** start **

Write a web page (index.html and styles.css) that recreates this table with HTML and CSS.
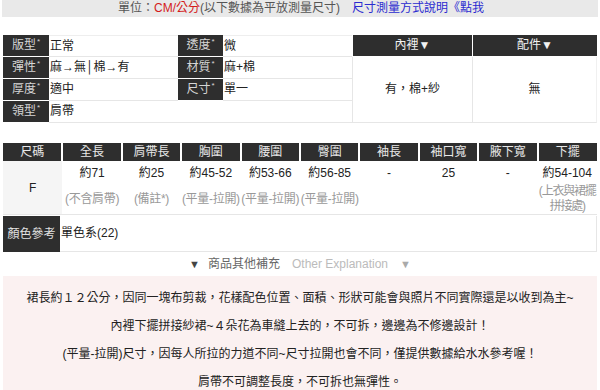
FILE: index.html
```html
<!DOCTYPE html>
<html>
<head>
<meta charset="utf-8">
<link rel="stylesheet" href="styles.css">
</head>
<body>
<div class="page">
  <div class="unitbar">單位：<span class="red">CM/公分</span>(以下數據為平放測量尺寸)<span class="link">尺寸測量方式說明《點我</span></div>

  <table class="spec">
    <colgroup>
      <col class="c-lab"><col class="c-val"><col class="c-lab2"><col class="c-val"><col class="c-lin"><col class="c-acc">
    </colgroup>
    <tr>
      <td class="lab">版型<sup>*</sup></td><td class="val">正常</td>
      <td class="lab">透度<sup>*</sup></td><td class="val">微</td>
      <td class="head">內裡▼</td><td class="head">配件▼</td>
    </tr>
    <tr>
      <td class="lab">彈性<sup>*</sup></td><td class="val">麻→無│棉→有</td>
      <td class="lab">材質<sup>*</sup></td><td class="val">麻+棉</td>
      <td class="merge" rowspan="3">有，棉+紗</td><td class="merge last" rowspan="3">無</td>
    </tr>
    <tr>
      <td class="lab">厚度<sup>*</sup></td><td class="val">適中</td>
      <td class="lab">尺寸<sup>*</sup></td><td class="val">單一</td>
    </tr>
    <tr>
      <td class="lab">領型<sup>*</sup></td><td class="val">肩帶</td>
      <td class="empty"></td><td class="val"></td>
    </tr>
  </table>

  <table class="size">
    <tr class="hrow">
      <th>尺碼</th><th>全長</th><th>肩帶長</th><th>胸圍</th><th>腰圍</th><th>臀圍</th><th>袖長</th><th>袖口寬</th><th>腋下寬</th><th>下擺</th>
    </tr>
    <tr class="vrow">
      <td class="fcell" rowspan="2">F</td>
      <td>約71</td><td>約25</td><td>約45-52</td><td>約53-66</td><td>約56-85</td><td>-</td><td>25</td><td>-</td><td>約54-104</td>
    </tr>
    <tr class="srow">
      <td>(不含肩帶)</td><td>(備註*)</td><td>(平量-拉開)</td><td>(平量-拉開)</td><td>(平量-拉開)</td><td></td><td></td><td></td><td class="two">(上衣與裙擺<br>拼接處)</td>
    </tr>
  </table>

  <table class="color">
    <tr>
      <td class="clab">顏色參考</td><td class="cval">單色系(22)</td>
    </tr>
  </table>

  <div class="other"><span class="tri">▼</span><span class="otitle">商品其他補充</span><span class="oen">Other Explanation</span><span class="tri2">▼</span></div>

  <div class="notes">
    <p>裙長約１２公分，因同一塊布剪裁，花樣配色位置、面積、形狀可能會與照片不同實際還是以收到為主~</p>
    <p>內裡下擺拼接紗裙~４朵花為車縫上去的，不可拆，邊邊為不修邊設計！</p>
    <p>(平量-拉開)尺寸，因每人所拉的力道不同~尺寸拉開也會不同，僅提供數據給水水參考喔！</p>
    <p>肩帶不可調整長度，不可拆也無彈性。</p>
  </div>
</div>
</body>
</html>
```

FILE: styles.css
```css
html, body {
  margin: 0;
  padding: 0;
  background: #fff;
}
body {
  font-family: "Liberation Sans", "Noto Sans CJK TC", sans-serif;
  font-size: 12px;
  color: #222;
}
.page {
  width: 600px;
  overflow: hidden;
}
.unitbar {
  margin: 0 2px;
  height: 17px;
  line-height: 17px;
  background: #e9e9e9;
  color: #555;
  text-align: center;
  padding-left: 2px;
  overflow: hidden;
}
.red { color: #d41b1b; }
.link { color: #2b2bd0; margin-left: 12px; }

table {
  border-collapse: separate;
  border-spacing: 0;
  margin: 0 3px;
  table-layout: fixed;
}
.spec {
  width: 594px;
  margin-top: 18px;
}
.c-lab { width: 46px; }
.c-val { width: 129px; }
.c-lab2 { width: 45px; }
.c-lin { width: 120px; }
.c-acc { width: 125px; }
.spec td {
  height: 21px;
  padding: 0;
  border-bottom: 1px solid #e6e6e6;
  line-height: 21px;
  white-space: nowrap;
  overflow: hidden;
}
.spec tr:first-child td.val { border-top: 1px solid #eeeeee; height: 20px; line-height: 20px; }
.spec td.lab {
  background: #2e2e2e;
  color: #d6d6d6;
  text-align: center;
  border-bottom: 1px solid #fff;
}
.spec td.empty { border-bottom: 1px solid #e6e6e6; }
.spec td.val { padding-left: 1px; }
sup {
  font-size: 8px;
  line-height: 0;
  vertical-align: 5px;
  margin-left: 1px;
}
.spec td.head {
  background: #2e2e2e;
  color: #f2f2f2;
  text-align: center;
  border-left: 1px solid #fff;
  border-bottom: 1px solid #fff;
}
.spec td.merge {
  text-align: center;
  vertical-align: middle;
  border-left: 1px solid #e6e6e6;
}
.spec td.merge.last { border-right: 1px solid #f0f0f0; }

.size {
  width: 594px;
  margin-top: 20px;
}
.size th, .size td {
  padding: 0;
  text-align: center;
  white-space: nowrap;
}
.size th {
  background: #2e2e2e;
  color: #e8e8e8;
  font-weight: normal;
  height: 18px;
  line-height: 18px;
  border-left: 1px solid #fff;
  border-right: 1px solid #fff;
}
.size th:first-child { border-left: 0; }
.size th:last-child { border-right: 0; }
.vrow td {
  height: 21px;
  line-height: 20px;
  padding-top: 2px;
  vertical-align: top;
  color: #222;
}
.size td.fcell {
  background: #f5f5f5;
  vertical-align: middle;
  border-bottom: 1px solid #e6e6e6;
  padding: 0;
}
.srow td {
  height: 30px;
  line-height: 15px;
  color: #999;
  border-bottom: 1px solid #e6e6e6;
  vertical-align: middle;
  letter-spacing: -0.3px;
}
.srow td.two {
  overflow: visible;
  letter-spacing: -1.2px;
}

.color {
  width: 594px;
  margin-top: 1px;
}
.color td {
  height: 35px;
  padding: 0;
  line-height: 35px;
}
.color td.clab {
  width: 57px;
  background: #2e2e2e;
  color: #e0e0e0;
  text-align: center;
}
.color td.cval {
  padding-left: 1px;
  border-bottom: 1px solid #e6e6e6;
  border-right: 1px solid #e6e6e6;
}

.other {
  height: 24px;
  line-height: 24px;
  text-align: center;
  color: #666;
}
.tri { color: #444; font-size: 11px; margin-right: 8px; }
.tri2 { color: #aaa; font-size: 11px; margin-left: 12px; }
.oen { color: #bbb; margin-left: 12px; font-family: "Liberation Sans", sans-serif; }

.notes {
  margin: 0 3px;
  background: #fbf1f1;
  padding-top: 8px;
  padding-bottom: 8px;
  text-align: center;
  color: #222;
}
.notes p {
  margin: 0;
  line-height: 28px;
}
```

** end **
** start **

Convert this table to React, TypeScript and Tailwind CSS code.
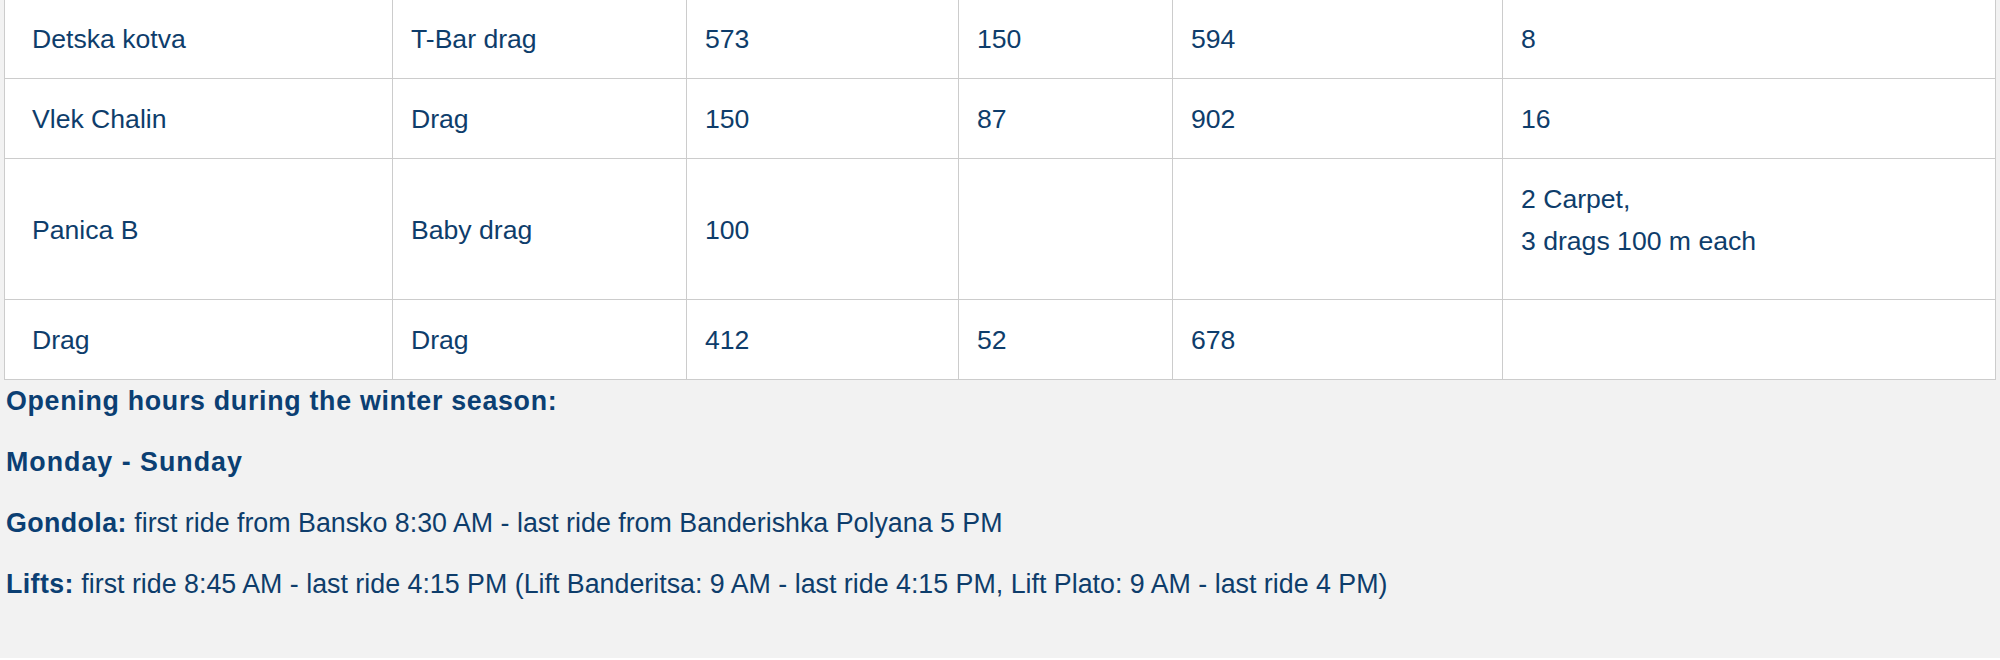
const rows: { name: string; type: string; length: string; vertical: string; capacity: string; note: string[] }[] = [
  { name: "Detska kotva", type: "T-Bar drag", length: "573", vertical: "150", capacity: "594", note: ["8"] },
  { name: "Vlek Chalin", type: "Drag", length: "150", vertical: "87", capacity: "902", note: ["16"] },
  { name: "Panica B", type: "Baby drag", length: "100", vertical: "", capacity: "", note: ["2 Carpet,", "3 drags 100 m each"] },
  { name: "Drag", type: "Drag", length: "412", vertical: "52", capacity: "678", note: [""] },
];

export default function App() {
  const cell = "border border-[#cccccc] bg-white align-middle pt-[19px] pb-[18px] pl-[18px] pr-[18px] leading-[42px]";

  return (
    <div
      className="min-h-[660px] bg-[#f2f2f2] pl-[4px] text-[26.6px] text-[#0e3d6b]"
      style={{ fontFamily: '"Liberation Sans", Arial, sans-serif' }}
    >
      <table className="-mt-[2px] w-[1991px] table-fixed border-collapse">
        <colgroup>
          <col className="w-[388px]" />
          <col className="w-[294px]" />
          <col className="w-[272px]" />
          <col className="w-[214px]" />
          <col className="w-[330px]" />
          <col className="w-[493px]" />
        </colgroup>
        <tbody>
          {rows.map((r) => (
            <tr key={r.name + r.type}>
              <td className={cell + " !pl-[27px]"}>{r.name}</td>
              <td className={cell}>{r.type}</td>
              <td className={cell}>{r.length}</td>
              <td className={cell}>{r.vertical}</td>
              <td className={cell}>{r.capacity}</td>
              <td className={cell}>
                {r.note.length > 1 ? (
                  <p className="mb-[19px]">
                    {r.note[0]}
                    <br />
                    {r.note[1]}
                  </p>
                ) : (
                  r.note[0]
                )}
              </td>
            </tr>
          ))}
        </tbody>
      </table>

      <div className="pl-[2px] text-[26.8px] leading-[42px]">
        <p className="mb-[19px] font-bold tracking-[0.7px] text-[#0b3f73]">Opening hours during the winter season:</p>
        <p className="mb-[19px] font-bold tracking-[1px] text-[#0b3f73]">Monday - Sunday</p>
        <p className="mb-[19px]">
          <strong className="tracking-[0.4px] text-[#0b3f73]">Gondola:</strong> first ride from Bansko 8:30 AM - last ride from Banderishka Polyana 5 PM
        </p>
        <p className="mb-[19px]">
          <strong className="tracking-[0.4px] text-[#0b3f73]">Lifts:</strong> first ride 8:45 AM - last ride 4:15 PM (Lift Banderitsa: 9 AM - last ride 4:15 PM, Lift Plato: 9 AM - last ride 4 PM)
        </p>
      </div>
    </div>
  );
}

** end **
** start **

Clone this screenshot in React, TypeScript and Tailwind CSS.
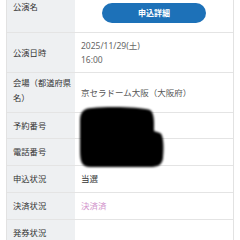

** end **

Identify the lines in the entries that hold "this" and return each one.

Task answer:
Write a web page (index.html and styles.css) that recreates this table with HTML and CSS.
Convert this table to React, TypeScript and Tailwind CSS code.
Clone this screenshot in React, TypeScript and Tailwind CSS.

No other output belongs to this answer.